Reproduce the listing exactly, with no pictures in your copy.

[Start STORED ROWS]

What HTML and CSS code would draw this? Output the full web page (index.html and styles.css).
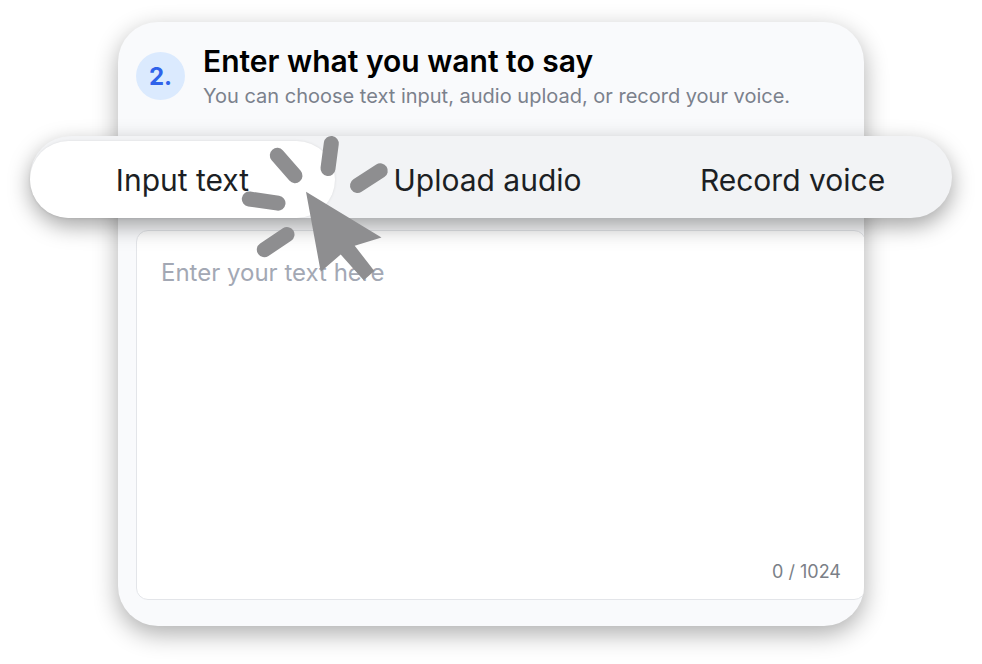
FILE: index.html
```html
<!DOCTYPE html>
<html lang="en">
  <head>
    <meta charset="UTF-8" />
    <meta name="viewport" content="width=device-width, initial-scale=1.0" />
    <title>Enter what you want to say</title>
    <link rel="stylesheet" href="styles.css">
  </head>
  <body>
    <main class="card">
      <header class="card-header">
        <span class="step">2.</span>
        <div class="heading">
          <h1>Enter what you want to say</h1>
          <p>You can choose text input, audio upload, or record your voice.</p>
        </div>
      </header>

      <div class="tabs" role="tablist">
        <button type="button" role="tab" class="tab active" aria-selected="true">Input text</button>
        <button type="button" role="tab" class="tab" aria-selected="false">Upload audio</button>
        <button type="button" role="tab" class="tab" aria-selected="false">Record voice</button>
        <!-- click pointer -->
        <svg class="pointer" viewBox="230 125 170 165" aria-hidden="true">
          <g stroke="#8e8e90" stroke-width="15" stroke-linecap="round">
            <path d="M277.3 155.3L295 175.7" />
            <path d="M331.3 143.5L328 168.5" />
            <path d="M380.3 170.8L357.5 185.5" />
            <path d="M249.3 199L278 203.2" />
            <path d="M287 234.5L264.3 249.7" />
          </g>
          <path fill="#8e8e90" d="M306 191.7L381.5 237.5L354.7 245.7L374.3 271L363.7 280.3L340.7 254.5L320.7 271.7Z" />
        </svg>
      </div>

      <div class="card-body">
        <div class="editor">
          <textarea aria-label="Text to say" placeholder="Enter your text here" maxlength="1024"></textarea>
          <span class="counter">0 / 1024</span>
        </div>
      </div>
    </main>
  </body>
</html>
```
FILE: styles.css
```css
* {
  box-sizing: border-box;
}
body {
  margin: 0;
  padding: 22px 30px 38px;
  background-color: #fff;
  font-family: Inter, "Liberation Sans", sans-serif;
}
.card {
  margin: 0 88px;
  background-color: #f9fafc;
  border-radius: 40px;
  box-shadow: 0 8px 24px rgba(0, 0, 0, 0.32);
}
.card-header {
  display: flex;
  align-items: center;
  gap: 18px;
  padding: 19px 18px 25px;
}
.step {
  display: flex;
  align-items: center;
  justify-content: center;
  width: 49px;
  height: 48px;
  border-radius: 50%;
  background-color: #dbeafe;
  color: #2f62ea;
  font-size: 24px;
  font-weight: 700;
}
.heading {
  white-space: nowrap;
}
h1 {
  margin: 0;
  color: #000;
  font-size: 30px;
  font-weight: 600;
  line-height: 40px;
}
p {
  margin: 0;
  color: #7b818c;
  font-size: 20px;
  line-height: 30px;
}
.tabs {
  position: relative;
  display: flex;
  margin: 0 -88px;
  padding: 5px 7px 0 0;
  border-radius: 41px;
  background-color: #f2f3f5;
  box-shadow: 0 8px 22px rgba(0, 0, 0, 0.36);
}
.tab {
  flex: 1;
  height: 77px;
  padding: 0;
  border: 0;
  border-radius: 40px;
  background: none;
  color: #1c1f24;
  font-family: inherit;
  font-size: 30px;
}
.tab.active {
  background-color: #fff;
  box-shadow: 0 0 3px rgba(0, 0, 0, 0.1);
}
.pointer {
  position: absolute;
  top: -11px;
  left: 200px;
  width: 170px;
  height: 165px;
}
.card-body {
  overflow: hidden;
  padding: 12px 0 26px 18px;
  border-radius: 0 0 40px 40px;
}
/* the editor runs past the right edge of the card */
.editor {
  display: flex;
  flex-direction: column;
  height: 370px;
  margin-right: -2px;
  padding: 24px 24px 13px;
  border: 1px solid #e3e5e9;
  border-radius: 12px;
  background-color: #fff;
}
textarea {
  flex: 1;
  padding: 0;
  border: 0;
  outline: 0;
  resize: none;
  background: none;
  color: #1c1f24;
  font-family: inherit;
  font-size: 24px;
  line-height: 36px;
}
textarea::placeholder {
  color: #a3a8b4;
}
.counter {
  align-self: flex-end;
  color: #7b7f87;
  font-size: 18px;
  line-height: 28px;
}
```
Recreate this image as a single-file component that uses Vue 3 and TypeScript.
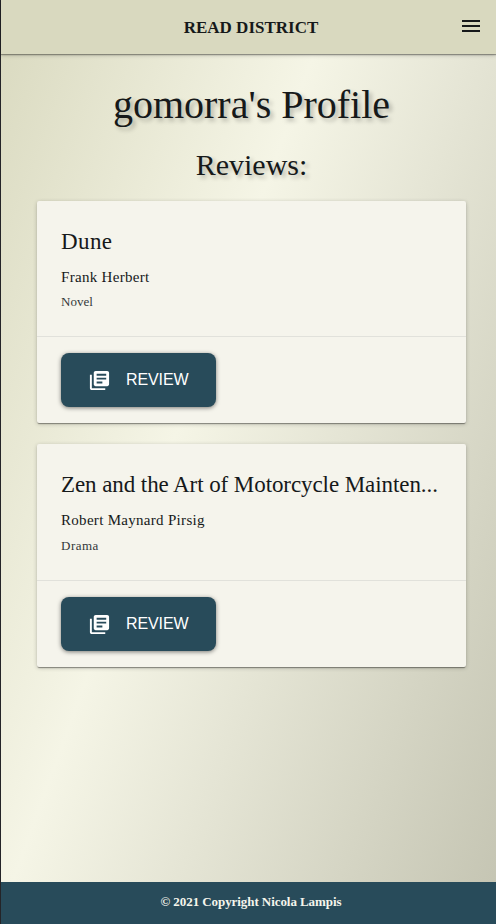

[End STORED ROWS]

» SOLUTION FOR THIS TASK:
What HTML and CSS code would draw this? Output the full web page (index.html and styles.css).
FILE: index.html
```html
<!DOCTYPE html>
<html lang="en">
  <head>
    <meta charset="UTF-8" />
    <meta name="viewport" content="width=device-width, initial-scale=1.0" />
    <title>Enter what you want to say</title>
    <link rel="stylesheet" href="styles.css">
  </head>
  <body>
    <main class="card">
      <header class="card-header">
        <span class="step">2.</span>
        <div class="heading">
          <h1>Enter what you want to say</h1>
          <p>You can choose text input, audio upload, or record your voice.</p>
        </div>
      </header>

      <div class="tabs" role="tablist">
        <button type="button" role="tab" class="tab active" aria-selected="true">Input text</button>
        <button type="button" role="tab" class="tab" aria-selected="false">Upload audio</button>
        <button type="button" role="tab" class="tab" aria-selected="false">Record voice</button>
        <!-- click pointer -->
        <svg class="pointer" viewBox="230 125 170 165" aria-hidden="true">
          <g stroke="#8e8e90" stroke-width="15" stroke-linecap="round">
            <path d="M277.3 155.3L295 175.7" />
            <path d="M331.3 143.5L328 168.5" />
            <path d="M380.3 170.8L357.5 185.5" />
            <path d="M249.3 199L278 203.2" />
            <path d="M287 234.5L264.3 249.7" />
          </g>
          <path fill="#8e8e90" d="M306 191.7L381.5 237.5L354.7 245.7L374.3 271L363.7 280.3L340.7 254.5L320.7 271.7Z" />
        </svg>
      </div>

      <div class="card-body">
        <div class="editor">
          <textarea aria-label="Text to say" placeholder="Enter your text here" maxlength="1024"></textarea>
          <span class="counter">0 / 1024</span>
        </div>
      </div>
    </main>
  </body>
</html>
```
FILE: styles.css
```css
* {
  box-sizing: border-box;
}
body {
  margin: 0;
  padding: 22px 30px 38px;
  background-color: #fff;
  font-family: Inter, "Liberation Sans", sans-serif;
}
.card {
  margin: 0 88px;
  background-color: #f9fafc;
  border-radius: 40px;
  box-shadow: 0 8px 24px rgba(0, 0, 0, 0.32);
}
.card-header {
  display: flex;
  align-items: center;
  gap: 18px;
  padding: 19px 18px 25px;
}
.step {
  display: flex;
  align-items: center;
  justify-content: center;
  width: 49px;
  height: 48px;
  border-radius: 50%;
  background-color: #dbeafe;
  color: #2f62ea;
  font-size: 24px;
  font-weight: 700;
}
.heading {
  white-space: nowrap;
}
h1 {
  margin: 0;
  color: #000;
  font-size: 30px;
  font-weight: 600;
  line-height: 40px;
}
p {
  margin: 0;
  color: #7b818c;
  font-size: 20px;
  line-height: 30px;
}
.tabs {
  position: relative;
  display: flex;
  margin: 0 -88px;
  padding: 5px 7px 0 0;
  border-radius: 41px;
  background-color: #f2f3f5;
  box-shadow: 0 8px 22px rgba(0, 0, 0, 0.36);
}
.tab {
  flex: 1;
  height: 77px;
  padding: 0;
  border: 0;
  border-radius: 40px;
  background: none;
  color: #1c1f24;
  font-family: inherit;
  font-size: 30px;
}
.tab.active {
  background-color: #fff;
  box-shadow: 0 0 3px rgba(0, 0, 0, 0.1);
}
.pointer {
  position: absolute;
  top: -11px;
  left: 200px;
  width: 170px;
  height: 165px;
}
.card-body {
  overflow: hidden;
  padding: 12px 0 26px 18px;
  border-radius: 0 0 40px 40px;
}
/* the editor runs past the right edge of the card */
.editor {
  display: flex;
  flex-direction: column;
  height: 370px;
  margin-right: -2px;
  padding: 24px 24px 13px;
  border: 1px solid #e3e5e9;
  border-radius: 12px;
  background-color: #fff;
}
textarea {
  flex: 1;
  padding: 0;
  border: 0;
  outline: 0;
  resize: none;
  background: none;
  color: #1c1f24;
  font-family: inherit;
  font-size: 24px;
  line-height: 36px;
}
textarea::placeholder {
  color: #a3a8b4;
}
.counter {
  align-self: flex-end;
  color: #7b7f87;
  font-size: 18px;
  line-height: 28px;
}
```
Recreate this image as a single-file component that uses Vue 3 and TypeScript.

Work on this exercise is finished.